At 60,000 sq ft, the Lambeth development could be the largest predominantly timber-based office in the UK on completion. The firm aims to file a planning application for the scheme next month. Subject to approval, it hopes to start on site next August with completion slated for spring 2022.
Bywater is holding a public exhibition about the project in the former Costa Roastery, which it claims has gone down well with local residents.
Indeed, as Walker’s gleaming car glides up to the warehouse gates, he is met by a passing resident and former employee of the roastery.
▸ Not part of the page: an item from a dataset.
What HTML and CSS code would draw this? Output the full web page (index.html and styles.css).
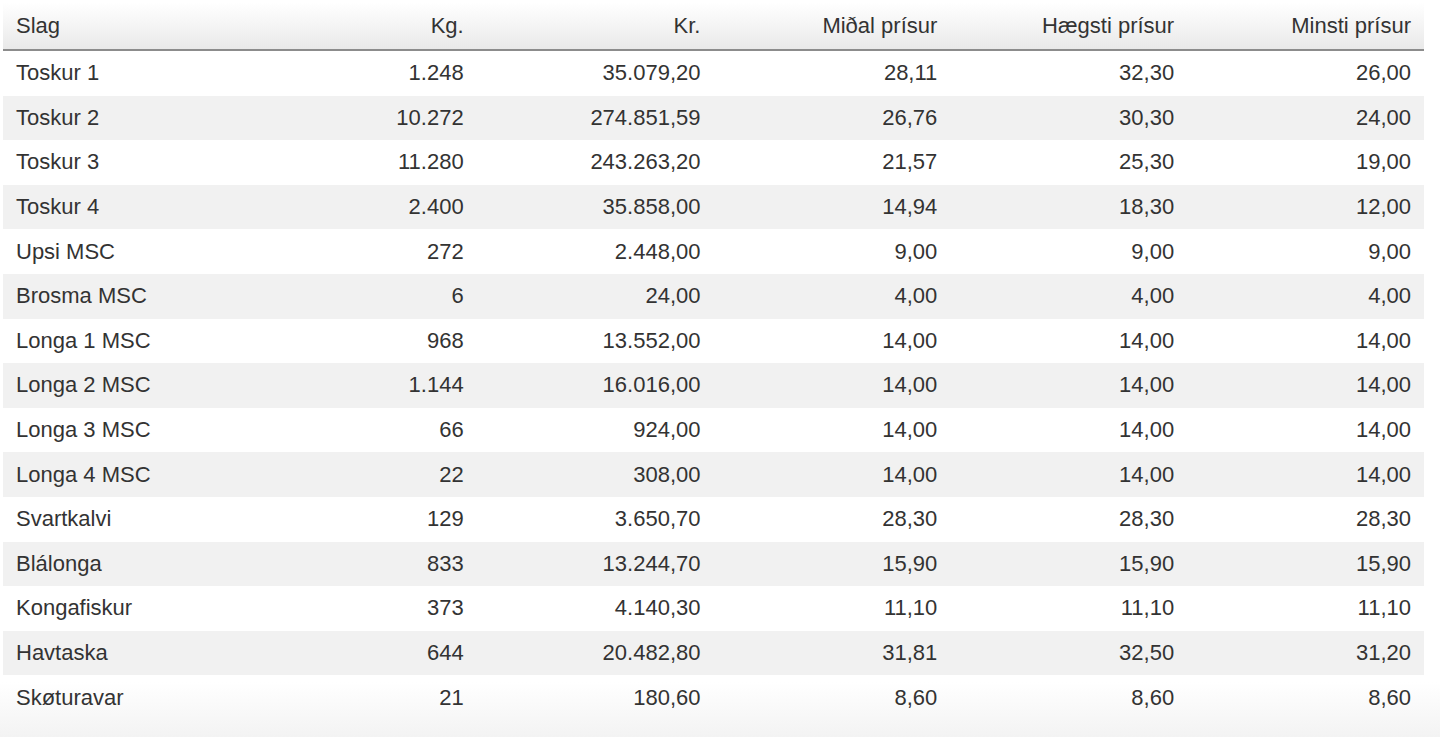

The resident is enthusiastic and keen to learn about the redevelopment plans, putting in a request for a tour of the warehouse he worked in when he was 19 years’ old.
With the built environment responsible for almost 40% of energy consumption in the EU, landlords are under pressure to commit to making their portfolios more sustainable, and so projects such as Bywater’s are likely to become more common.
“We feel it’s not enough to be a passive observer of these issues and we’re continually questioning what more we can actively do,” Michell says. “Despite making steady improvements the cement industry remains a major emitter. When we bought the former Costa site one of our first challenges to the design team was, ‘What about doing this in timber?’
“The thesis is, and it’s not without its challengers, that because you are effectively taking a tree and locking it into the structure of the building, the structure itself locks away the carbon. Every tree that is cut is then replanted.”
Walker adds: “People are really awakening because the built environment accounts for so much of all global emissions. It’s terrible. Fine, the property sector has gone a long way in reducing carbon in use, but efforts to cut down embedded carbon have been woefully slow.”
Timber construction has been slow to take off but in a city still building greenhouses in a climate emergency, with glass-fronted offices that are difficult to cool, it could provide a viable alternative direction. And one that Walker will no doubt pursue as tirelessly as he has done with similar projects in the retail sector.